The results were predictable to the experienced risk managers and investors; too many power plants, allegations of phantom contracts and assets and reporting of inaccurate data to regulatory authorities.
The more serious consequences were the severe destruction of shareholder value and industry credibility as well as the disintegration of the natural gas generation development market.
Summary Conclusions
- Government handouts and mandates won't work - never have and never will, in any industry.
- The energy market is currently experiencing an interim period, from which a new energy market enigma has emerged; the renewable energy boom and bust cycle.
- The timing, force, and breadth of this renewable energy boom and bust cycle will be driven by anticipation, greed, and by innovation.
- Companies will reinvent themselves, will exit the business or go under, or will re-form into more capable models.
- Energy supply and demand will not rationalize for many years in the future, and it is likely, for some of the reasons stated, that at that time demand will again significantly overshoot supply.
- There will again be shortages, increased price (and fuel price)volatility, and a marked need for new power generation, primarily natural gas due to its moderate construction time, proven efficiency and security of fuel supply.

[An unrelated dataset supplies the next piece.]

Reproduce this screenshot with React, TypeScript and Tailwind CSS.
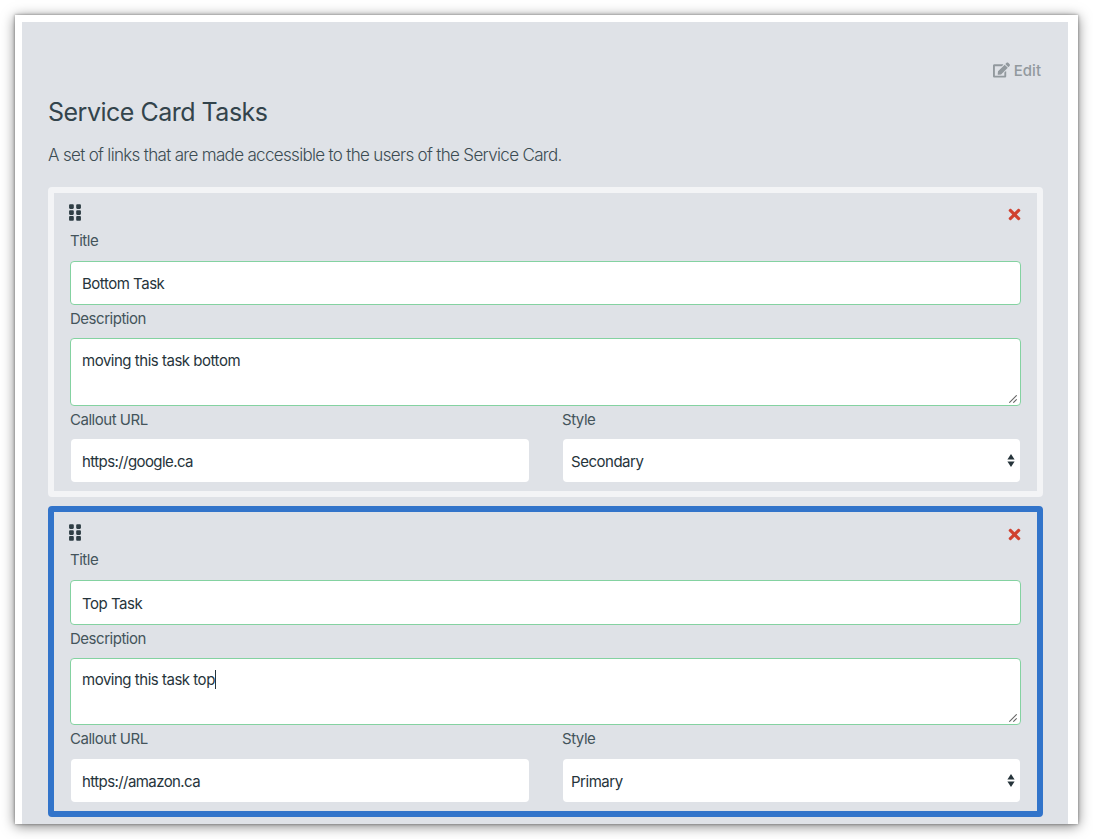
import { FaEdit, FaGripVertical, FaTimes } from "react-icons/fa";

type Task = {
  title: string;
  description: string;
  url: string;
  style: string;
  active: boolean;
};

const tasks: Task[] = [
  { title: "Bottom Task", description: "moving this task bottom", url: "https://google.ca", style: "Secondary", active: false },
  { title: "Top Task", description: "moving this task top", url: "https://amazon.ca", style: "Primary", active: true },
];

function Label({ children }: { children: string }) {
  return <div className="h-[20px] text-[15px] leading-[20px] tracking-[-0.48px] text-[#44545b]">{children}</div>;
}

function ResizeHandle() {
  return (
    <svg className="absolute right-[3px] bottom-[2px] h-[8px] w-[8px]" viewBox="0 0 8 8" fill="none" stroke="#666" strokeWidth="1.1">
      <path d="M0.3 7.7 7.7 0.3M4.3 7.7 7.7 4.3" />
    </svg>
  );
}

function SelectArrows() {
  return (
    <svg className="h-[13px] w-[8px]" viewBox="0 0 8 13" fill="#26343b">
      <path d="M4 0 7.6 5.5H0.4ZM4 13 0.4 7.5h7.2Z" />
    </svg>
  );
}

function TaskCard({ task }: { task: Task }) {
  const a = task.active;
  return (
    <section
      className={`rounded-[4px] border-[6px] pr-[16px] pl-[16px] ${a ? "h-[311px] border-[#3274ca]" : "h-[310px] border-[#f3f4f6]"}`}
    >
      <div className={`flex h-[38px] items-start justify-between ${a ? "pt-[11px]" : "pt-[10px]"}`}>
        <FaGripVertical className="-ml-px h-[19px] w-[12px] text-[#2f3e45]" />
        <FaTimes className="mt-[3px] -mr-px h-[17px] w-[15px] text-[#d0412f]" />
      </div>
      <Label>Title</Label>
      <div
        className={`mt-[10px] flex items-center rounded-[4px] border border-[#84d2a1] bg-white px-[11px] text-[15px] leading-[20px] tracking-[-0.48px] text-[#26343b] ${a ? "h-[45px] pt-[3px]" : "h-[44px] pt-[2px]"}`}
      >
        {task.title}
      </div>
      <div className="mt-[4px]">
        <Label>Description</Label>
      </div>
      <div
        className={`relative mt-[9px] rounded-[4px] border border-[#84d2a1] bg-white px-[11px] text-[15px] leading-[20px] tracking-[-0.48px] text-[#26343b] ${a ? "h-[67px] pt-[11px]" : "h-[68px] pt-[12px]"}`}
      >
        <span className={a ? "border-r border-[#26343b]" : ""}>{task.description}</span>
        <ResizeHandle />
      </div>
      <div className="mt-[4px] grid grid-cols-[459px_459px] justify-between">
        <div>
          <Label>Callout URL</Label>
          <div
            className={`mr-[0.5px] ml-[0.5px] flex h-[43px] items-center rounded-[4px] bg-white px-[11.5px] pt-[3px] text-[15px] leading-[20px] tracking-[-0.58px] text-[#26343b] ${a ? "mt-[10px]" : "mt-[9px]"}`}
          >
            {task.url}
          </div>
        </div>
        <div>
          <Label>Style</Label>
          <div
            className={`mr-px ml-px flex h-[43px] items-center justify-between rounded-[4px] bg-white pr-[5px] pl-[8px] text-[15px] leading-[20px] tracking-[-0.48px] text-[#26343b] ${a ? "mt-[10px]" : "mt-[9px]"}`}
          >
            <span className="pt-[2px]">{task.style}</span>
            <SelectArrows />
          </div>
        </div>
      </div>
    </section>
  );
}

export default function App() {
  return (
    <div className="h-[839px] w-[1093px] overflow-hidden bg-white pt-[15px] pl-[15px] font-['Inter','Liberation_Sans',sans-serif]">
      <main className="h-[809px] w-[1063px] bg-white pt-[7px] pr-[10px] pl-[7px] shadow-[0_2px_12px_rgba(0,0,0,0.5),0_0_3px_rgba(0,0,0,0.4)]">
        <div className="h-[802px] bg-[#dfe2e7] pr-[25px] pl-[26px]">
          <div className="flex h-[74px] items-start justify-end gap-[4px] pt-[39px] pr-[2px] text-[15px] leading-[20px] font-medium text-[#92999e]">
            <FaEdit className="mt-px h-[16px] w-[17px]" />
            <span>Edit</span>
          </div>
          <h1 className="h-[32px] text-[25px] leading-[32px] tracking-[-0.5px] text-[#33444c]">Service Card Tasks</h1>
          <p className="mt-[16px] h-[43px] text-[17px] leading-[22px] font-light tracking-[-0.675px] text-[#3c4c53]">
            A set of links that are made accessible to the users of the Service Card.
          </p>
          <div className="flex flex-col gap-[9px]">
            {tasks.map((t) => (
              <TaskCard key={t.title} task={t} />
            ))}
          </div>
        </div>
      </main>
    </div>
  );
}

- The length of time-between now and when the need will again become evident-corresponds roughly to the design and construction stages of nuclear and large coal fired plants. Those plants, once in place and with their lower generation costs, will be very well placed to participate profitably in the energy markets.
- This is the opportunity before the energy industry today: to face the boom and bust cycle head on, with considered and careful strategic planning, as the industry moves into yet another era.
- Given the poor state of the United States economy, flawed economics of the renewable energy sector, there will be a large heap of distressed energy projects and companies for disciplined investors to pursue, as history has demonstrated.